Birmingham City Council is set to release a city-wide public realm strategy this June that will outline plans for major pedestrianisation schemes and be backed by tens of millions of investment, Transport Network can reveal.
The strategy will be a supplementary planning document and so tie in with the local authority’s work to regenerate the city centre with the arrival of HS2.
The news comes as council representatives attended the MIPIM festival in Cannes this week, the world’s biggest property and investment expo, hoping to secure £9bn of investment from developers to help build 80,000 new homes.
Speaking to Transport Network from MIPIM, Waheed Nazir, director for planning and regeneration at Birmingham City Council, said the city had been attracting huge interest for its newly-launched housing prospectus and wider infrastructure plans.
He went on to reveal: ‘In June we are going to be launching a public realm strategy, which sets out plans for all the primary spaces and primary routes. This will cover the whole of the city centre and could be the largest public realm strategy in the UK.’
Mr Nazir said the public realm investments would be a key aspect of the city’s regeneration plans, acting as a multiplier to growth from other developments and investments.
‘The importance of better public realm is that it allows higher density of development, greater productivity and better use of land to deliver greater growth.’
The strategy is set to contain proposals for taking away road space to provide improved pedestrian flow, clearer routes and improvements to the pedestrian experience.
‘Cities like Birmingham need to be more legible in terms of how people get around. At times travelling around the city can be confusing. We have had a challenge with public realm but we are looking to provide a much more free flow and pleasant pedestrian environment.’

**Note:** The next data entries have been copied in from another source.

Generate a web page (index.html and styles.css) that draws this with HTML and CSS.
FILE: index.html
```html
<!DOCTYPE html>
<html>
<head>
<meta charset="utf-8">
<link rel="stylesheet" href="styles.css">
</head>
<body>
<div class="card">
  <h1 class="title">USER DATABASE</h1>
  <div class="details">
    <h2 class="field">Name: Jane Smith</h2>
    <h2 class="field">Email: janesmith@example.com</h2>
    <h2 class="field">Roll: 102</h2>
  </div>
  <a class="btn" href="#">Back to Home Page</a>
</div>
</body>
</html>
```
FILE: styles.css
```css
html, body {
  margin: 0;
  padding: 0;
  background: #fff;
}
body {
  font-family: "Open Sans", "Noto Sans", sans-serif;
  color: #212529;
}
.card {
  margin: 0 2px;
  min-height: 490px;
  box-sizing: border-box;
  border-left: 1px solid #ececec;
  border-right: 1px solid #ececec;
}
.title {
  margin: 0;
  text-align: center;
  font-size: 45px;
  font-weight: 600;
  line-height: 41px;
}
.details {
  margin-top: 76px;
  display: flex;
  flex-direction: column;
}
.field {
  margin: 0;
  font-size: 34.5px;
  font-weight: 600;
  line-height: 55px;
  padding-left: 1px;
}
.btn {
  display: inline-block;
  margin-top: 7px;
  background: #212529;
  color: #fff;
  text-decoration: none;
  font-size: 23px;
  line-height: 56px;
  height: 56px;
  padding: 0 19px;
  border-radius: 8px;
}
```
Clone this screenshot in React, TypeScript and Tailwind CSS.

Mr Nazir emphasised that town planners would give consideration to routes and how pedestrians move about the city between key areas, rather than just primary city quarters in isolation.
He added that £50m would be going into public realm improvements, with funding coming from a range of sources including prudential borrowing, the Local Growth Fund, the private sector and local business improvement districts, where a levy is charged on all business rate payers in addition to the business rates bill to help pay for such improvements.
The council has already employed prudential borrowing to pay for around £275m of projects including £30m towards extending the city’s Metro system. The money is paid back using business rates from the enterprise zone, which the local authority retains. It is expected to generate £1.2bn over the 25 years for the council.
Mr Nazir added: ‘We are currently looking at the financial model with our consultants KPMG for how we will fund transport and wider regenerations plans. On the 30 April we will submit our business case to government for the Local Enterprise Partnership’s HS2 Growth Strategy.'
‘No large HS2 site will be developed from a single funding source. We will be looking at Community Infrastructure Levy and land uplift value and Tax Incremental Financing. We will be hoping to capture land value increase principally through our property ownership.’
The news was welcomed by pedestrian charity Living Streets. Chief executive Joe Irvin commented: ‘Shifting priority from traffic flow to pedestrian connectivity suggests very progressive thinking on the part of Birmingham City Council and clearly recognises the health, environmental and economic benefits of investment in the public realm.
'Making our town and city centres walking-friendly is not just about pedestrian safety , but about creating a network of routes which make walking the preferred option. That a city such as Birmingham which has been an icon of car culture in previous decades to be leading the charge in this direction is especially to be applauded.’